Tobiko, who grew up in Mashuru village in Kajiado county, says she has encountered such attitudes her entire life.

 

She says her community does not value the education of girls, and families marry off their daughters as soon as they reach puberty. Her father wanted to educate all his children but occasionally succumbed to community pressure.

 

Twice, Tobiko's father attempted to pull her out of school and marry her to older men, she says. Both times, she avoided the marriage.

 

“My elder sisters were pulled out of school and married off, but I was lucky that teachers intervened in my case,” Tobiko says. “I was performing well, so teachers wanted to keep me in school.”

 

When her father could not pay her school fees in high school, her headmistress introduced her to the Jomo Kenyatta Foundation, an organization that publishes educational books and provides scholarships. The foundation sponsored Tobiko until she graduated and headed to university.

 

She developed her political ambitions at the University of Nairobi. She studied political science at the undergraduate level before pursuing a master’s degree in international relations.

 

Immediately after graduating, Tobiko worked for the government, first as a district officer and later as a benefits manager at the National Social Security Fund, the agency that oversees pensions.

 

Tobiko made her first run for Parliament in 2007 to represent the Kajiado East constituency. She did not win the seat but says that the votes she garnered strengthened her resolve to seek political office.

 

“I think the idea of a woman leader was still new to my people,” she says of her 2007 loss. “But the votes I got gave me the confidence to try again.”

 

She returned to the public sector as the chairwoman of Tanathi Water Services Board, a government entity that provides clean water to the community, and maintained her contact with voters.

 

She initiated development projects in Kajiado, including a project that drilled boreholes to provide water for residents of the semiarid area. She says these initiatives gave her an edge over her opponents during the recent election.

 

The majority of Tobiko’s supporters were youth and women, she says.

 

Some men opposed her vehemently. She says she received numerous death threats, which she reported to the police, but they made no arrests.

 

But other men supported her. Richard Pasha, a young Maasai man from her constituency, says he voted for Tobiko because he wanted change.

 

“We’ve never had a woman MP,” Pasha says. “I want to see whether she will bring change in our community. She has leadership qualities, and I also like her policies.”

 

Following her historic win, Tobiko says she will focus her policies on empowering women and youth.
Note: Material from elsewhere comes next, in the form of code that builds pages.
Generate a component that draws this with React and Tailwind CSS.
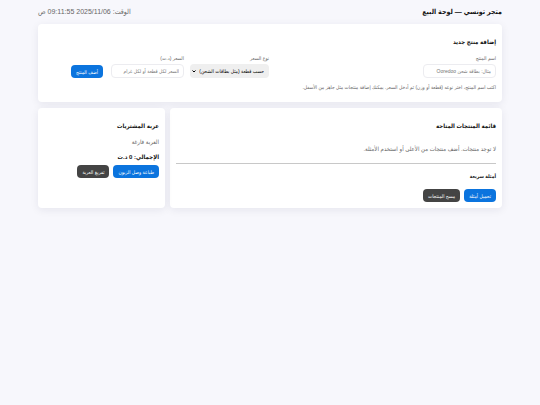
import React, { useState } from 'react';

const buttonBase = "h-[13px] px-[5px] rounded-[4px] text-[5px] leading-[6px] text-white whitespace-nowrap";
const card = "bg-white rounded-[4px] px-[6px] shadow-[0_2px_8px_rgba(20,20,60,0.08)]";

const Field = ({ id, label, className, children }) => (
    <div className={className}>
        <label htmlFor={id} className="block text-[5px] leading-[6px] text-[#666] mb-[3px]">{label}</label>
        {children}
    </div>
);

const App = () => {
    const [form, setForm] = useState({ name: '', type: 'piece', price: '' });

    const update = (field) => (e) => setForm({ ...form, [field]: e.target.value });

    return (
        <div dir="rtl" lang="ar" className="min-h-screen bg-[#f7f7fc] px-[38px] py-[7px] font-['Liberation_Sans','DejaVu_Sans_Condensed','DejaVu_Sans',sans-serif] text-[6px] leading-[8px] text-[#111]">
            <header className="flex items-center justify-between mb-[7px]">
                <h1 className="text-[7px] leading-[10px] font-bold">متجر تونسي — لوحة البيع</h1>
                <div className="text-[7px] leading-[10px] text-[#666]">الوقت: <span>2025/11/06 09:11:55 ص</span></div>
            </header>

            {/* ADD PRODUCT */}
            <section className={`${card} pt-[13px] pb-[11px] mb-[6px]`}>
                <h2 className="text-[6px] leading-[10px] font-bold mb-[8px]">إضافة منتج جديد</h2>
                <div className="flex items-end gap-[6px]">
                    <Field id="name" label="اسم المنتج" className="flex-1">
                        <input
                            id="name"
                            className="block w-[73px] h-[14px] px-[4px] rounded-[4px] border border-[#ececf0] bg-white text-[5px] leading-[8px] placeholder:text-[#757575]"
                            placeholder="مثال: بطاقة شحن Ooredoo"
                            value={form.name}
                            onChange={update('name')}
                        />
                    </Field>
                    <Field id="type" label="نوع السعر">
                        <div className="relative">
                            <select
                                id="type"
                                className="block appearance-none w-[79px] h-[14px] ps-[5px] pe-[8px] rounded-[4px] bg-[#efefef] text-[5px] leading-[8px] text-black"
                                value={form.type}
                                onChange={update('type')}
                            >
                                <option value="piece">حسب قطعة (مثل بطاقات الشحن)</option>
                                <option value="weight">حسب الوزن</option>
                            </select>
                            <svg className="absolute left-[2px] top-[6px] w-[4px] h-[3px] pointer-events-none" viewBox="0 0 8 6" fill="none" stroke="#000" strokeWidth="2">
                                <path d="M1 1l3 3 3-3" />
                            </svg>
                        </div>
                    </Field>
                    <Field id="price" label="السعر (د.ت)">
                        <input
                            id="price"
                            className="block w-[73px] h-[14px] px-[4px] rounded-[4px] border border-[#ececf0] bg-white text-[5px] leading-[8px] placeholder:text-[#757575]"
                            placeholder="السعر لكل قطعة أو لكل غرام"
                            value={form.price}
                            onChange={update('price')}
                        />
                    </Field>
                    <div className="w-[61px] ps-[2px]">
                        <button type="button" className={`${buttonBase} block bg-[#0b74de]`}>أضف المنتج</button>
                    </div>
                </div>
                <p className="mt-[5px] text-[5px] leading-[8px] text-[#666]">
                    اكتب اسم المنتج، اختر نوعه (قطعة أو وزن) ثم أدخل السعر. يمكنك إضافة منتجات مثل جاهز من الأسفل.
                </p>
            </section>

            <div className="flex gap-[5px]">
                {/* PRODUCT LIST */}
                <section className={`${card} flex-1 pt-[13px] pb-[6px]`}>
                    <h2 className="text-[6px] leading-[10px] font-bold">قائمة المنتجات المتاحة</h2>
                    <p className="mt-[14px] text-[#666]">لا توجد منتجات. أضف منتجات من الأعلى أو استخدم الأمثلة.</p>
                    <hr className="mt-[10px] border-[#c8c8c8]" />
                    <h3 className="mt-[8px] text-[5px] leading-[8px] font-bold">أمثلة سريعة</h3>
                    <div className="mt-[9px] flex gap-[4px]">
                        <button type="button" className={`${buttonBase} bg-[#0b74de]`}>تحميل أمثلة</button>
                        <button type="button" className={`${buttonBase} bg-[#444]`}>مسح المنتجات</button>
                    </div>
                </section>

                {/* CART */}
                <aside className={`${card} w-[127px] pt-[13px] pb-[6px]`}>
                    <h2 className="text-[6px] leading-[10px] font-bold">عربة المشتريات</h2>
                    <p className="mt-[7px] text-[#666]">العربة فارغة</p>
                    <p className="mt-[7px] font-bold">الإجمالي: <span>0</span> د.ت</p>
                    <div className="mt-[4px] flex gap-[4px]">
                        <button type="button" className={`${buttonBase} bg-[#0b74de]`}>طباعة وصل الزبون</button>
                        <button type="button" className={`${buttonBase} bg-[#444]`}>تفريغ العربة</button>
                    </div>
                </aside>
            </div>
        </div>
    );
};

export default App;
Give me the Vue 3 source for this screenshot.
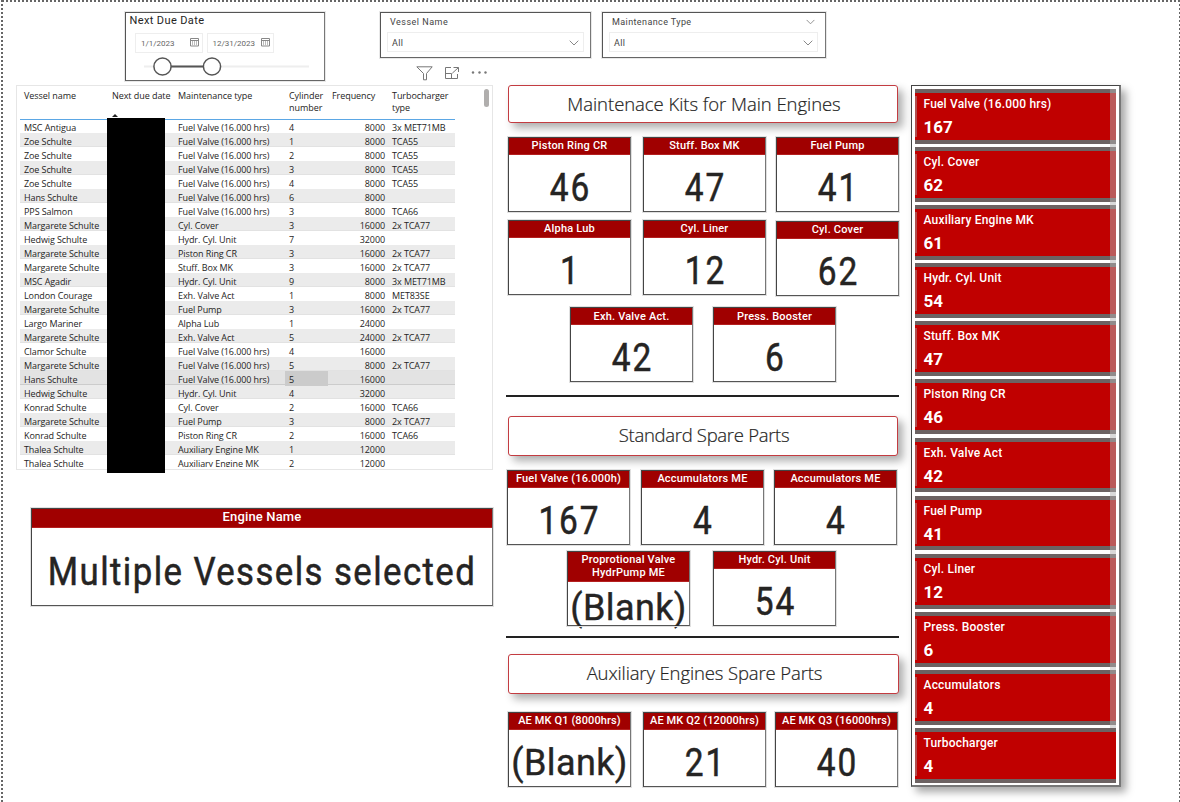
<script setup>
const columns = ['Vessel name', 'Next due date', 'Maintenance type', 'Cylinder number', 'Frequency', 'Turbocharger type']

const FV = 'Fuel Valve (16.000 hrs)'
const rows = [
  ['MSC Antigua', FV, 4, 8000, '3x MET71MB'],
  ['Zoe Schulte', FV, 1, 8000, 'TCA55'],
  ['Zoe Schulte', FV, 2, 8000, 'TCA55'],
  ['Zoe Schulte', FV, 3, 8000, 'TCA55'],
  ['Zoe Schulte', FV, 4, 8000, 'TCA55'],
  ['Hans Schulte', FV, 6, 8000, ''],
  ['PPS Salmon', FV, 3, 8000, 'TCA66'],
  ['Margarete Schulte', 'Cyl. Cover', 3, 16000, '2x TCA77'],
  ['Hedwig Schulte', 'Hydr. Cyl. Unit', 7, 32000, ''],
  ['Margarete Schulte', 'Piston Ring CR', 3, 16000, '2x TCA77'],
  ['Margarete Schulte', 'Stuff. Box MK', 3, 16000, '2x TCA77'],
  ['MSC Agadir', 'Hydr. Cyl. Unit', 9, 8000, '3x MET71MB'],
  ['London Courage', 'Exh. Valve Act', 1, 8000, 'MET83SE'],
  ['Margarete Schulte', 'Fuel Pump', 3, 16000, '2x TCA77'],
  ['Largo Mariner', 'Alpha Lub', 1, 24000, ''],
  ['Margarete Schulte', 'Exh. Valve Act', 5, 24000, '2x TCA77'],
  ['Clamor Schulte', FV, 4, 16000, ''],
  ['Margarete Schulte', FV, 5, 8000, '2x TCA77'],
  ['Hans Schulte', FV, 5, 16000, ''],
  ['Hedwig Schulte', 'Hydr. Cyl. Unit', 4, 32000, ''],
  ['Konrad Schulte', 'Cyl. Cover', 2, 16000, 'TCA66'],
  ['Margarete Schulte', 'Fuel Pump', 3, 8000, '2x TCA77'],
  ['Konrad Schulte', 'Piston Ring CR', 2, 16000, 'TCA66'],
  ['Thalea Schulte', 'Auxiliary Engine MK', 1, 12000, ''],
  ['Thalea Schulte', 'Auxiliary Engine MK', 2, 12000, '']
]
const selectedRow = 18

const sections = [
  {
    id: 'main', title: 'Maintenace Kits for Main Engines',
    groups: [
      { id: 'g1', cards: [['Piston Ring CR', '46'], ['Stuff. Box MK', '47'], ['Fuel Pump', '41']] },
      { id: 'g2', cards: [['Alpha Lub', '1'], ['Cyl. Liner', '12'], ['Cyl. Cover', '62']] },
      { id: 'g3', cards: [['Exh. Valve Act.', '42'], ['Press. Booster', '6']] }
    ]
  },
  {
    id: 'standard', title: 'Standard Spare Parts',
    groups: [
      { id: 'g4', cards: [['Fuel Valve (16.000h)', '167'], ['Accumulators ME', '4'], ['Accumulators ME', '4']] },
      { id: 'g5', cards: [['Proprotional Valve HydrPump ME', '(Blank)'], ['Hydr. Cyl. Unit', '54']] }
    ]
  },
  {
    id: 'aux', title: 'Auxiliary Engines Spare Parts',
    groups: [
      { id: 'g6', cards: [['AE MK Q1 (8000hrs)', '(Blank)'], ['AE MK Q2 (12000hrs)', '21'], ['AE MK Q3 (16000hrs)', '40']] }
    ]
  }
]

const totals = [
  ['Fuel Valve (16.000 hrs)', 167], ['Cyl. Cover', 62], ['Auxiliary Engine MK', 61], ['Hydr. Cyl. Unit', 54],
  ['Stuff. Box MK', 47], ['Piston Ring CR', 46], ['Exh. Valve Act', 42], ['Fuel Pump', 41],
  ['Cyl. Liner', 12], ['Press. Booster', 6], ['Accumulators', 4], ['Turbocharger', 4]
]
</script>

<template>
  <div class="page">
    <header class="filters">
      <section class="slicer date-slicer">
        <h2>Next Due Date</h2>
        <div class="dates">
          <div v-for="d in ['1/1/2023', '12/31/2023']" :key="d" class="date">
            <span>{{ d }}</span>
            <svg width="9" height="9" viewBox="0 0 9 9" fill="none" stroke="#888" stroke-width="1">
              <path d="M.5 .5h8v7.500h-8zM.5 2.500h8" />
              <path d="M2.500 3v4.500M4.500 3v4.500M6.500 3v4.500" stroke="#bbb" />
            </svg>
          </div>
        </div>
        <svg class="range" width="166" height="20" viewBox="0 0 166 20" fill="#fff">
          <path d="M0 9.500h165" stroke="#eee" stroke-width="2" />
          <path d="M20 9.500h50" stroke="#555" stroke-width="2" />
          <circle cx="18.500" cy="9.500" r="8.600" stroke="#555" stroke-width="1.500" />
          <circle cx="68" cy="9.500" r="8.600" stroke="#555" stroke-width="1.500" />
        </svg>
      </section>

      <div class="vessel-filter">
        <section class="slicer drop">
          <h3>Vessel Name</h3>
          <div class="select">
            <span>All</span>
            <svg width="10" height="6" viewBox="0 0 10 6" fill="none" stroke="#888"><path d="M.7.7 5 5 9.300.7" /></svg>
          </div>
        </section>
        <div class="tools">
          <svg width="17" height="15" viewBox="0 0 17 15" fill="none" stroke="#777"><path d="M.8.800h15.400L10.500 7.500v6.300h-3V7.500z" /></svg>
          <svg width="16" height="14" viewBox="0 0 16 14" fill="none" stroke="#777"><path d="M7 1.500H1.500v11h12V8M1.500 7.500h6v5M9.500 1.500h5V6M14.300 1.700 8.300 7.200" /></svg>
          <svg width="17" height="14" viewBox="0 0 17 14" fill="#777"><circle cx="2" cy="6.500" r="1.200" /><circle cx="8.500" cy="6.500" r="1.200" /><circle cx="14.500" cy="6.500" r="1.200" /></svg>
        </div>
      </div>

      <section class="slicer drop type">
        <h3>Maintenance Type <svg width="9" height="6" viewBox="0 0 10 6" fill="none" stroke="#888"><path d="M.7.7 5 5 9.300.7" /></svg></h3>
        <div class="select">
          <span>All</span>
          <svg width="10" height="6" viewBox="0 0 10 6" fill="none" stroke="#888"><path d="M.7.7 5 5 9.300.7" /></svg>
        </div>
      </section>
    </header>

    <main class="board">
      <div class="left">
        <section class="table">
          <div class="row head">
            <div v-for="c in columns" :key="c" class="cell">{{ c }}</div>
          </div>
          <div class="rows">
            <div v-for="(r, i) in rows" :key="i" class="row" :class="{ band: i % 2 === 1 || i === selectedRow, selected: i === selectedRow }">
              <div class="cell">{{ r[0] }}</div>
              <div class="cell"></div>
              <div class="cell">{{ r[1] }}</div>
              <div class="cell num">{{ r[2] }}</div>
              <div class="cell freq">{{ r[3] }}</div>
              <div class="cell turbo">{{ r[4] }}</div>
            </div>
          </div>
          <i class="sort"></i>
          <i class="scroll"></i>
          <i class="redaction"></i>
        </section>
        <section class="card engine">
          <h4>Engine Name</h4>
          <p>Multiple Vessels selected</p>
        </section>
      </div>

      <div class="middle">
        <section v-for="s in sections" :key="s.id" class="section" :class="s.id">
          <h1>{{ s.title }}</h1>
          <div v-for="g in s.groups" :key="g.id" class="group" :class="g.id">
            <article v-for="(c, i) in g.cards" :key="i" class="card">
              <h4>{{ c[0] }}</h4>
              <p :class="c[1] === '(Blank)' ? 'blank' : 'value'">{{ c[1] }}</p>
            </article>
          </div>
        </section>
      </div>

      <aside class="totals">
        <div v-for="t in totals" :key="t[0]" class="total">
          <span>{{ t[0] }}</span>
          <b>{{ t[1] }}</b>
        </div>
      </aside>
    </main>
  </div>
</template>

<style>
body { margin: 0; background: #fff; overflow: hidden; }
</style>

<style scoped>
* { box-sizing: border-box; }
h1, h2, h3, h4, p { margin: 0; font-weight: 400; }
svg { display: block; flex: none; }
.page {
  position: relative; width: 1180px; height: 802px; overflow: hidden; color: #252423;
  font-family: Roboto, "Liberation Sans", sans-serif; white-space: nowrap;
  background:
    repeating-linear-gradient(90deg, #666 0 2px, #fff 2px 4px) 2px 0 / 100% 2px no-repeat,
    repeating-linear-gradient(180deg, #666 0 2px, #fff 2px 4px) 1px 0 / 2px 100% no-repeat,
    repeating-linear-gradient(180deg, #666 0 2px, #fff 2px 4px) 1179px 0 / 1px 100% no-repeat #fff;
}
.filters { display: flex; align-items: flex-start; height: 85px; padding: 12px 0 0 125px; }
.slicer { border: 1px solid #555; border-right-color: #777; border-bottom-color: #666; outline: 1px solid #e8e8e8; }
.date-slicer { width: 200px; height: 69px; margin-right: 55px; }
.date-slicer h2 { font-size: 11px; line-height: 14px; padding: 1px 0 0 3.500px; letter-spacing: .38px; }
.dates { display: flex; gap: 4px; margin: 5px 0 0 9px; }
.date { display: flex; align-items: center; justify-content: space-between; width: 67.500px; height: 20px; border: 1px solid #eee; padding: 0 3px 0 5px; font-size: 8px; color: #666; }
.date svg { margin-bottom: 2px; }
.range { margin: 4px 0 0 18px; }
.vessel-filter { width: 211px; margin-right: 11px; }
.drop { height: 46px; padding: 0 6px; }
.drop h3 { display: flex; justify-content: space-between; align-items: center; height: 17px; padding: 0 3px; font-size: 9px; letter-spacing: .5px; color: #444; }
.type h3 { letter-spacing: .4px; }
.select { display: flex; align-items: center; justify-content: space-between; height: 20px; margin-top: 2px; padding: 1px 4px 0; border: 1px solid #eee; font-size: 9px; letter-spacing: .3px; color: #444; }
.type { width: 224px; padding: 0 7px 0 6px; }
.tools { display: flex; gap: 11px; margin: 8px 0 0 35.500px; }

.board { display: grid; grid-template-columns: 477px 393px 210px; margin-left: 16px; align-items: start; }
.middle { margin-left: 13px; width: 393px; }
.table { position: relative; height: 385px; border: 1px solid #e6e6e6; padding: 0 0 0 3px; font: 9px/12px "Open Sans", "Noto Sans", sans-serif; }
.row { display: grid; grid-template-columns: 88px 66px 111px 43px 60px 67px; width: 435px; height: 14px; }
.cell { padding: 2.500px 4px 0; line-height: 12px; letter-spacing: -.1px; }
.head { height: 33px; }
.head .cell { white-space: normal; padding: 4px 0 0 4px; letter-spacing: -.06px; }
.head .cell:nth-child(2) { white-space: nowrap; }
.rows { height: 348px; overflow: hidden; position: relative; }
.rows::before { content: ""; position: absolute; left: 0; top: 0; width: 435px; height: 1px; background: #5ba7e5; }
.band { background: #ebebeb; border-bottom: 1px solid #e2e2e2; }
.selected { background: #e3e3e3; border-bottom-color: #ccc; }
.selected .num { background: #cbcbcb; }
.freq { text-align: right; padding-right: 3px; }
.sort { position: absolute; left: 95px; top: 28px; border: 3px solid transparent; border-top: 0; border-bottom-color: #222; }
.scroll { position: absolute; left: 467px; top: 3px; width: 5px; height: 18px; border-radius: 3px; background: #b0aead; }
.redaction { position: absolute; left: 90px; top: 32px; width: 58px; height: 355px; background: #000; }

.card { display: flex; flex-direction: column; width: 123px; height: 75px; border: 1px solid #444; border-right-color: #777; border-bottom-color: #555; outline: 1px solid #e0e0e0; text-align: center; }
.card h4 { background: #a00000; color: #fff; font-size: 11px; font-weight: 500; line-height: 13px; padding: 1px 4px 2px; letter-spacing: .2px; white-space: normal; border-bottom: 1px solid #b52020; }
.card p { flex: 1; display: flex; align-items: center; justify-content: center; font-size: 38px; line-height: 40px; padding-top: 10px; min-height: 0; }
.card .value { letter-spacing: 2px; transform: scaleX(.88); padding-left: 2px; -webkit-text-stroke: .5px #252423; }
.card .blank { font-size: 36px; letter-spacing: .4px; -webkit-text-stroke: .4px #252423; }
.engine { width: 462px; height: 98px; margin: 38px 0 0 15px; }
.engine h4 { font-size: 13px; line-height: 15px; padding: 0 0 3px; letter-spacing: .15px; }
.engine p { letter-spacing: 1.550px; padding-top: 10px; transform: scaleX(.915); -webkit-text-stroke: .5px #252423; }

.section h1 { width: 390px; height: 38px; margin-left: 2px; border: 1px solid #c33c41; border-radius: 3px; background: #fff; box-shadow: 5px 5px 8px rgba(0, 0, 0, .32); font: 300 18.500px/36px "Open Sans", "Noto Sans", sans-serif; text-align: center; padding-left: 2px; -webkit-text-stroke: .2px #252423; }
.group { display: flex; }
.g1 { margin: 14px 0 0 2px; gap: 12px; }
.g1 .card:last-child, .g2 .card:last-child { margin-left: -2px; }
.g2 { margin: 8px 0 0 2px; gap: 12px; }
.g2 .card:last-child { margin-top: 1px; }
.g3 { margin: 11px 0 0 64px; gap: 20px; }
.g3 h4 { padding-top: 2px; padding-bottom: 1px; }
.g4 { margin: 14px 0 0 1px; gap: 11px; }
.g4 .card:last-child { margin-left: -1px; }
.g5 { margin: 6px 0 0 61px; gap: 23px; }
.g5 .blank { padding-top: 9px; }
.g6 { margin: 18px 0 0 2px; gap: 12px; }
.g6 .card:last-child { margin-left: -3px; }
.g6 h4 { padding-left: 0; padding-right: 0; letter-spacing: .12px; }
.main h1 { letter-spacing: -.05px; }
.standard { border-top: 2px solid #222; margin-top: 13px; padding-top: 19px; }
.standard h1 { height: 40px; line-height: 36px; letter-spacing: -.3px; }
.aux { border-top: 2px solid #222; margin-top: 10px; padding-top: 16px; }
.aux h1 { height: 40px; width: 391px; letter-spacing: -.12px; }

.totals { margin-left: 25px; width: 210px; height: 702px; border: 1px solid #444; border-right: 2px solid #777; border-bottom: 2px solid #777; padding: 3px; box-shadow: 5px 5px 8px rgba(0, 0, 0, .35); position: relative; display: flex; flex-direction: column; gap: 3.300px; }
.totals::after { content: ""; position: absolute; left: 198px; top: 3px; width: 6px; height: 639px; background: rgba(180, 180, 180, .5); }
.total { position: relative; flex: none; display: flex; flex-direction: column; width: 201px; height: 54.800px; background: #c00000; border-top: 4px solid #6c6262; border-bottom: 4px solid #6c6262; padding: 4px 0 0 8.500px; color: #fff; }
.total::before { content: ""; position: absolute; left: 0; top: 3px; width: 2px; height: 41px; background: #b05050; }
.total span { font-size: 12px; font-weight: 500; line-height: 15px; letter-spacing: .18px; }
.total b { font-size: 17px; line-height: 20px; margin-top: 5px; }
</style>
She says economic empowerment will enable women to compete with men politically, so she plans to start income-generation projects for women and to introduce adult education.

 

Most of the women she grew up with, who left school to be married, are in the same circumstances they were in 30 years ago, she says.

 

“They are still walking for kilometers in search of water and firewood, and they do not own anything, including their own bodies,” she says. “I plan to empower them economically, build health facilities and improve security.”

 

As she empowers her female constituents, Tobiko says she hopes that more women will break into public office – and not just to capture the seats reserved for women in Parliament.

 

“Women have been boxed to a corner,” she says. “When they offer themselves for leadership, men tell them to run for that special seat, as though they do not qualify for other positions. I believe if women are empowered economically, men will be the ones calling for affirmative action.”